▸ What to produce
Reproduce the full listing that appears beneath this instruction exactly.

▸ Source data
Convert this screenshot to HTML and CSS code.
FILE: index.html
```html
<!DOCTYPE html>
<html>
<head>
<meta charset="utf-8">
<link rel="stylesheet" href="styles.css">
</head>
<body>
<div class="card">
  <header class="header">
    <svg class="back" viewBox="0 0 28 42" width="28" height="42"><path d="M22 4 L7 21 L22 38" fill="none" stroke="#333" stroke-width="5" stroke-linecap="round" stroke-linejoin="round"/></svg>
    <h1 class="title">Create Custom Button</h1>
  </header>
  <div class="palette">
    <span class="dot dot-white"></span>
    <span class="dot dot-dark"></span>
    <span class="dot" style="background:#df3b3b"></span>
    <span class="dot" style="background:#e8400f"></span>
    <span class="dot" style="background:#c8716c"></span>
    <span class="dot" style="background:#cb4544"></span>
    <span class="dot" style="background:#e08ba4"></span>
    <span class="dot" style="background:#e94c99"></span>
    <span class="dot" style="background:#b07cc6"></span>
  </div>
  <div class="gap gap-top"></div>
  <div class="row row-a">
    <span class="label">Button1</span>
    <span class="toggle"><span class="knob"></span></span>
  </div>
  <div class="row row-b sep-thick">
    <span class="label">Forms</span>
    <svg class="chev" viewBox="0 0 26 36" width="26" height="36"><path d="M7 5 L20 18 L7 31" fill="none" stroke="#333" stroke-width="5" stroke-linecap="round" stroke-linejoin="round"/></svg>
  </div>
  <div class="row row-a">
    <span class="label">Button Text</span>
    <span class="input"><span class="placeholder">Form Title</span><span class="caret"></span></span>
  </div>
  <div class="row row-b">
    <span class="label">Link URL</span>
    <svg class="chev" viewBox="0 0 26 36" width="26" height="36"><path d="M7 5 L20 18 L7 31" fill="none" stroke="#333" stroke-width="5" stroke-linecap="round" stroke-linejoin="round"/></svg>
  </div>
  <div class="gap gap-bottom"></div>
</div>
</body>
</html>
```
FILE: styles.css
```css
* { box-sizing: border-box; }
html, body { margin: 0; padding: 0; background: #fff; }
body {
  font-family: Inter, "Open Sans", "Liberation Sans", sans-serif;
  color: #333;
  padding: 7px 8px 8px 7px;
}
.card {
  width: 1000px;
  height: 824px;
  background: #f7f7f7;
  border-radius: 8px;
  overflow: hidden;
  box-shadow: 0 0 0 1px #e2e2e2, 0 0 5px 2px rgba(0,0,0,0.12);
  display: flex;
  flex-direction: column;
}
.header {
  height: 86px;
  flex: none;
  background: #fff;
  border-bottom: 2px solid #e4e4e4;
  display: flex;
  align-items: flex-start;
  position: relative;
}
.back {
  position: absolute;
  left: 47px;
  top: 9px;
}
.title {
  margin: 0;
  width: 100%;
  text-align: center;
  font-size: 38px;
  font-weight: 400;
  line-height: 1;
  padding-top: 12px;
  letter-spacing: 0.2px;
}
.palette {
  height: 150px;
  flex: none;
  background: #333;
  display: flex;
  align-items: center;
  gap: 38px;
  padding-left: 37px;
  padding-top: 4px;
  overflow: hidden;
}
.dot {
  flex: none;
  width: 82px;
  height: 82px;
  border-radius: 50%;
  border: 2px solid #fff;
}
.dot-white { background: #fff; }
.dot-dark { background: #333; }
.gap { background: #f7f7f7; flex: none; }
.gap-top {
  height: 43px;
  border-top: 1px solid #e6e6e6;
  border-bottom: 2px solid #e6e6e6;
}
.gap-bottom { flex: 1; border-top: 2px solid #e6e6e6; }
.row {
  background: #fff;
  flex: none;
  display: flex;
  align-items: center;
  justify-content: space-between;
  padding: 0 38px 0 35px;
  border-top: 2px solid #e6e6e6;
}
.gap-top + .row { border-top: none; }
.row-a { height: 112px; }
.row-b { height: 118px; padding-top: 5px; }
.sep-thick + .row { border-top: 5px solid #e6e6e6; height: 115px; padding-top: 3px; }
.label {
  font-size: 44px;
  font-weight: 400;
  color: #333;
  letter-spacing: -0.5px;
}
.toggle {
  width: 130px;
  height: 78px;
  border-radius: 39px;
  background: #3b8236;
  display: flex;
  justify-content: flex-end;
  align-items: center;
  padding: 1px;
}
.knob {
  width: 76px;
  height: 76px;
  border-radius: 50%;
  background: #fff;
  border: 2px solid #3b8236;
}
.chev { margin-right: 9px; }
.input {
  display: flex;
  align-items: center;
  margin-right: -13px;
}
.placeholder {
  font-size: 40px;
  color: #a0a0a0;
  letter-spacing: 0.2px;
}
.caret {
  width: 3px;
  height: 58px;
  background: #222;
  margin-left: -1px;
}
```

▸ Reply to the task
Convert this screenshot to HTML and CSS code.
FILE: index.html
```html
<!DOCTYPE html>
<html>
<head>
<meta charset="utf-8">
<link rel="stylesheet" href="styles.css">
</head>
<body>
<div class="card">
  <header class="header">
    <svg class="back" viewBox="0 0 28 42" width="28" height="42"><path d="M22 4 L7 21 L22 38" fill="none" stroke="#333" stroke-width="5" stroke-linecap="round" stroke-linejoin="round"/></svg>
    <h1 class="title">Create Custom Button</h1>
  </header>
  <div class="palette">
    <span class="dot dot-white"></span>
    <span class="dot dot-dark"></span>
    <span class="dot" style="background:#df3b3b"></span>
    <span class="dot" style="background:#e8400f"></span>
    <span class="dot" style="background:#c8716c"></span>
    <span class="dot" style="background:#cb4544"></span>
    <span class="dot" style="background:#e08ba4"></span>
    <span class="dot" style="background:#e94c99"></span>
    <span class="dot" style="background:#b07cc6"></span>
  </div>
  <div class="gap gap-top"></div>
  <div class="row row-a">
    <span class="label">Button1</span>
    <span class="toggle"><span class="knob"></span></span>
  </div>
  <div class="row row-b sep-thick">
    <span class="label">Forms</span>
    <svg class="chev" viewBox="0 0 26 36" width="26" height="36"><path d="M7 5 L20 18 L7 31" fill="none" stroke="#333" stroke-width="5" stroke-linecap="round" stroke-linejoin="round"/></svg>
  </div>
  <div class="row row-a">
    <span class="label">Button Text</span>
    <span class="input"><span class="placeholder">Form Title</span><span class="caret"></span></span>
  </div>
  <div class="row row-b">
    <span class="label">Link URL</span>
    <svg class="chev" viewBox="0 0 26 36" width="26" height="36"><path d="M7 5 L20 18 L7 31" fill="none" stroke="#333" stroke-width="5" stroke-linecap="round" stroke-linejoin="round"/></svg>
  </div>
  <div class="gap gap-bottom"></div>
</div>
</body>
</html>
```
FILE: styles.css
```css
* { box-sizing: border-box; }
html, body { margin: 0; padding: 0; background: #fff; }
body {
  font-family: Inter, "Open Sans", "Liberation Sans", sans-serif;
  color: #333;
  padding: 7px 8px 8px 7px;
}
.card {
  width: 1000px;
  height: 824px;
  background: #f7f7f7;
  border-radius: 8px;
  overflow: hidden;
  box-shadow: 0 0 0 1px #e2e2e2, 0 0 5px 2px rgba(0,0,0,0.12);
  display: flex;
  flex-direction: column;
}
.header {
  height: 86px;
  flex: none;
  background: #fff;
  border-bottom: 2px solid #e4e4e4;
  display: flex;
  align-items: flex-start;
  position: relative;
}
.back {
  position: absolute;
  left: 47px;
  top: 9px;
}
.title {
  margin: 0;
  width: 100%;
  text-align: center;
  font-size: 38px;
  font-weight: 400;
  line-height: 1;
  padding-top: 12px;
  letter-spacing: 0.2px;
}
.palette {
  height: 150px;
  flex: none;
  background: #333;
  display: flex;
  align-items: center;
  gap: 38px;
  padding-left: 37px;
  padding-top: 4px;
  overflow: hidden;
}
.dot {
  flex: none;
  width: 82px;
  height: 82px;
  border-radius: 50%;
  border: 2px solid #fff;
}
.dot-white { background: #fff; }
.dot-dark { background: #333; }
.gap { background: #f7f7f7; flex: none; }
.gap-top {
  height: 43px;
  border-top: 1px solid #e6e6e6;
  border-bottom: 2px solid #e6e6e6;
}
.gap-bottom { flex: 1; border-top: 2px solid #e6e6e6; }
.row {
  background: #fff;
  flex: none;
  display: flex;
  align-items: center;
  justify-content: space-between;
  padding: 0 38px 0 35px;
  border-top: 2px solid #e6e6e6;
}
.gap-top + .row { border-top: none; }
.row-a { height: 112px; }
.row-b { height: 118px; padding-top: 5px; }
.sep-thick + .row { border-top: 5px solid #e6e6e6; height: 115px; padding-top: 3px; }
.label {
  font-size: 44px;
  font-weight: 400;
  color: #333;
  letter-spacing: -0.5px;
}
.toggle {
  width: 130px;
  height: 78px;
  border-radius: 39px;
  background: #3b8236;
  display: flex;
  justify-content: flex-end;
  align-items: center;
  padding: 1px;
}
.knob {
  width: 76px;
  height: 76px;
  border-radius: 50%;
  background: #fff;
  border: 2px solid #3b8236;
}
.chev { margin-right: 9px; }
.input {
  display: flex;
  align-items: center;
  margin-right: -13px;
}
.placeholder {
  font-size: 40px;
  color: #a0a0a0;
  letter-spacing: 0.2px;
}
.caret {
  width: 3px;
  height: 58px;
  background: #222;
  margin-left: -1px;
}
```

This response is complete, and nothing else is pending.